REIT Upgrade

Sell H&R REIT (TSX: HR-U, OTC: HRUFF) and buy RioCan REIT (TSX:REI-U, OTC: RIOCF).

November brought the long-awaited announcement that RioCan resolved its dispute with Target Corp., which was settled for $132 million.  The settlement related to 18 disclaimed leases which were guaranteed by Target, the U.S. parent of the now defunct Target Canada. RioCan also indicated significant progress with the re-leasing of the space vacated by Target Canada as described in the Maple Leaf Memo of Nov. 26.

The high quality portfolio of RioCan now offers a yield of 5.5%, with the prospect of 3% to 5% dividend growth per year over the next few years.

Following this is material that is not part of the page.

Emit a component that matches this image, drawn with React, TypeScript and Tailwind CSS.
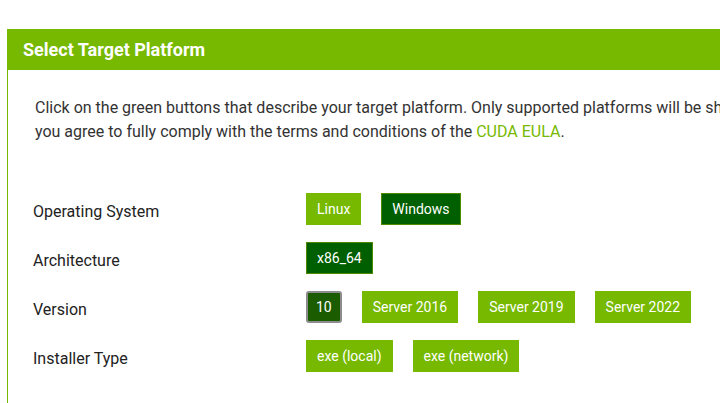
import { useState } from 'react';

type Row = {
    label: string;
    options: string[];
};

const rows: Row[] = [
    { label: 'Operating System', options: ['Linux', 'Windows'] },
    { label: 'Architecture', options: ['x86_64'] },
    { label: 'Version', options: ['10', 'Server 2016', 'Server 2019', 'Server 2022'] },
    { label: 'Installer Type', options: ['exe (local)', 'exe (network)'] },
];

export default function App() {
    const [selected] = useState<Record<string, string>>({
        'Operating System': 'Windows',
        Architecture: 'x86_64',
        Version: '10',
    });

    return (
        <div className="w-screen h-screen overflow-hidden bg-white font-['Roboto','Liberation_Sans',sans-serif]">
            <div className="ml-[7px] mt-[29px] w-[1100px] h-[400px] border-l border-[#76b900]">
                <div className="h-[41px] bg-[#76b900] flex items-center pl-[15px]">
                    <h2 className="text-white font-bold text-[18px]">Select Target Platform</h2>
                </div>
                <div className="pl-[27px] pt-[26px]">
                    <p className="text-[16px] leading-[24px] text-[#333] whitespace-nowrap">
                        Click on the green buttons that describe your target platform. Only supported platforms will be shown. By downloading and using the software,
                        <br />
                        you agree to fully comply with the terms and conditions of the{' '}
                        <a href="#" className="text-[#76b900]">CUDA EULA</a>.
                    </p>
                </div>
                <div className="pl-[25px] mt-[49px] flex flex-col gap-[17px]">
                    {rows.map((row) => (
                        <div key={row.label} className="flex items-center h-[32px]">
                            <div className="w-[273px] pt-[5px] text-[16px] text-[#222]">{row.label}</div>
                            <div className="flex gap-[20px]">
                                {row.options.map((opt) => {
                                    const isSel = selected[row.label] === opt;
                                    const focused = row.label === 'Version' && isSel;
                                    let cls = 'px-[10px] bg-[#76b900] border border-[#76b900]';
                                    if (isSel) cls = 'px-[10px] bg-[#005f00] border border-[#4f8a00]';
                                    if (focused) cls = 'px-[8px] bg-[#1c5c00] border-2 border-[#8c8c8c] rounded-[3px]';
                                    return (
                                        <button
                                            key={opt}
                                            className={`h-[32px] text-[14px] text-white ${cls}`}
                                        >
                                            {opt}
                                        </button>
                                    );
                                })}
                            </div>
                        </div>
                    ))}
                </div>
            </div>
        </div>
    );
}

A full report on RioCan will be published in the December issue of the Canadian Edge.

In order not to increase our overall weight in real estate unit trusts and to make space for RioCan in the Dividend Champion portfolio, we decided to sell H&R REIT. RioCan has a slightly lower yield but a stronger balance sheet, a higher quality portfolio and in our view better growth prospects.

Deon Vernooy

Chief Investment Strategist

Stock Talk

Linda C

Linda C

Is there a buy up to price? Also, can you give some input as to why WJA and IPL are down so much?

Thanks. Linda C

Guest One

Deon Vernooy

Linda, I must admit that it is rather frustrating to watch the share price of IPL being dragged down with the whole energy sector despite the fact that the company has very little direct commodity price exposure. I guess sellers argue that if oil and gas prices keep going down, there will eventually no longer be any need for pipelines and storage facilities! I suspect that there may also be a fair amount of tax loss selling taking place.
Nevertheless, IPL recently published excellent results and is starting to reap the benefits of the large expansion program of the past few years. Cash flows were strong and the balance sheet solid. I encourage you to read the article in the July issue of the Canadian Edge and the quarterly results update published in the MLM of 12 November.
We consider the stock to be considerably undervalued, with a fair value of US$24/C$31. IPL currently yields 6.5% with a secure and growing dividend. This is one of our largest holdings in the Dividend Champions Portfolio and we plan to hold on for what we believe could be considerable upside even if we have to wait for several years.

Deon

Guest One

Deon Vernooy

Lastly Linda, the share price of WJA, as you rightly state, has not been doing well of late. Over the past 3 months the share price dropped by 12% in Canadian dollar.

Apart from Canadian system wide capacity increases (which used to be the scourge of airlines) and a resurgent competitor, Air Canada, I am struggling to pinpoint the reasons for the share price decline. After all, the share price of the most comparable North American low cost operator, Southwest Airlines, has been moving up nicely over the past few months and lower fuel costs should boost margins.

The company reported excellent quarterly results. Adjusted earnings per share increased by 24% year over year, and the dividend per share was increased by 17%.

Operating metrics mostly moved in the right direction, with passenger traffic up 4.5% and operating margins increasing nicely, to 15.3%. However, capacity also increased by 6.2%, which resulted in a slightly lower load factor of 81.8%.

Lower fuel costs boosted results, with the operating cost per average seat mile down 5.7%.

The balance sheet remains in excellent shape, with a debt-to-capital ratio of 37%. Operating cash flow increased 66% during the first nine months of the year and proved to be enough to finance all capital expenditures, dividend payments, and a considerable share-repurchase program, which reduced the share count by 3.5% over the past year.

The stock is cheap in absolute terms and also relative to its peers. The dividend yield is somewhat on the low side, at 2.7%, but growing rapidly and well covered by net profits and free cash flow.

We are comfortable holding the stock in the Dividend Champions Portfolio and estimate the fair value at US$20/C$26.

Deon

Linda C

Linda C

Forgot to add I wanted a buy up to price for REI_U in C$). THanks.

Guest One

Deon Vernooy

Hi Linda, you may have noticed that we replaced the old “Price Limits” with “Fair Value” in the Dividend Champions table.
Fair Value indicates the price level where we believe investors will get a reasonable return on their investment. A reasonable return takes into account the level of interest rates plus an equity risk premium.
For most of the Dividend Champions this equates to a return of between 6% and 11% per year if bought at the Fair Value level. Any price below Fair Value is buying territory.

Our Fair Value estimate for RioCan is C$28/US$. At the current price the dividend yield is 5.6%.